El Cuaderno de Sergio Plou

      

miércoles 6 de abril de 2011

El téster




  Entre los ciudadanos de la clase más pudiente de los Estados Unidos se han puesto de moda unos inquietantes aparatillos. Lo mismo sirven para dirimir broncas conyugales que diferencias en un equipo directivo o hacer el idiota en algún programa de televisión. Los encargados de las campañas electorales los utilizan ahora para medir el impacto de las palabras que van pronunciando los líderes políticos. Durante un debate entre los candidatos, por ejemplo, se reparten con alegría entre el público asistente y se recuperan después bajo estrictas medidas de control, porque cuestan un ojo de la cara. Dichos artefactos, similares en tamaño a las radios de finales de siglo, no interactúan con los protagonistas tan sólo dejan constancia de las emociones que provocan. Los usuarios manipulan este ingenio electrónico haciendo girar a derecha e izquierda y de forma intuitiva su rueda central, que registra el agrado o la molestia de la conversación que hilan los jefes. El trasto no sólo puntúa lo que hablan, sino que también pone en solfa su atractivo personal, la manera de reaccionar o la calidez de sus gestos, así descubren lo que a la población le interesa, lo que quiere ver y escuchar, y a fuerza de hipocresía se anima un poco más el cotarro.

  Los profesionales de la estética y la publicidad graban en video el debate completo y luego superponen en tiempo real las gráficas aprobatorias o despectivas, interpretando con escaso margen de error los resultados y reduciendo la democracia a una simple cuestión de formas y de sonidos, que al fin y al cabo es lo que hay. La tecnología en manos de imbéciles o de sujetos sin escrúpulos es muy peligrosa. En este caso acaba aleccionando a los candidatos para que no vayan pisando callos y se comporten como deben, soltando en dosis reguladas un poco de lo que deseamos ver y oír, pero sin pillarse demasiado los dedos. Los políticos aprenden a regalarnos las orejas para ganar las elecciones y podríamos creer que después importa un rábano la información registrada, pero pensar de este modo es una temeridad.
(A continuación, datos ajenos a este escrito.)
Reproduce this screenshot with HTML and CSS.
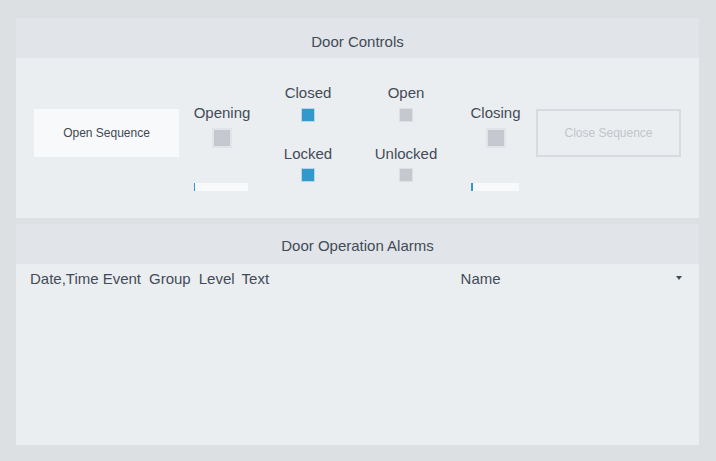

Conseguir el poder es un trámite y como el fin justifica los medios todavía resulta más rentable continuar con el experimento mientras gobierna el campeón. No basta con triunfar en las urnas para mantenerse en el machito y los técnicos de imagen lo saben, por eso manejan el téster en otras muchas ocasiones: desde cómo se consigue que el público acepte una guerra a cómo se rescata una entidad financiera sin que la peña proteste. El téster es una herramienta de mercado que mide la satisfacción de cualquier producto. Da igual un perfume que una botella de salfumán, tan sólo se trata de vender y los políticos se pasan la vida vendiéndose a sí mismos. Sus patrocinadores los atan en corto porque de su éxito depende en buena medida que continúen haciendo negocio. A este fenómeno lo denominan democracia, pero no es más que un guiñol. Simple ingeniería digital. Creación pura de una realidad alternativa.

  Existen muchas formas de pesar y medir a la población sin necesidad de subirnos a la fuerza sobre la báscula y apretarnos un metro a la cintura. La más vieja es lanzar un bulo y dejar que engorde, según vayamos reaccionando se aplica un plan sencillo u otro más elaborado. A este fenómeno lo denominan abrir un debate. Los medios de comunicación en seguida recogen el guante, encarnan las opciones y marcan los contenidos, de esta forma aligeran el dramatismo hasta convertirlo en una simple encuesta y entonces el gobierno procede. Es cuestión de repetir el discurso cuantas veces haga falta para que nos lo aprendamos de memoria. Si se trata de meter en cintura a la gente, el proceso suele ser más lento y machacón, pero nos vamos haciendo a la idea, que es de lo que se trata. Con el téster, en cambio, se ahorra tiempo y dinero. Obliga a mentir con descaro pero gana el que miente mejor. Ningún político en su sano juicio va diciendo por ahí que si gana le va a meter un buen hachazo a los presupuestos o que va siendo hora de adelgazar la administración y privatizarla a todo trapo. Estas cosas sólo ocurren aquí y los que las sueltan se quedan tan anchos. Nadie paga impuestos para cubrir el sueldo de concejales, diputados, presidentes y alcaldes, sino para que administren el bien común. Ellos tendrían que ser los primeros en defenderlo y sin embargo, en beneficio de sus propios intereses o los de sus amigos, amenazan abiertamente con reducirlo a cenizas. Tal vez si les aplicáramos el téster medirían un poco más sus palabras. El objetivo no cambiaría un ápice, lo mismo que sus expectativas, pero igual no daba tanta grima escucharles. Insertarles un polígrafo también sería otra opción.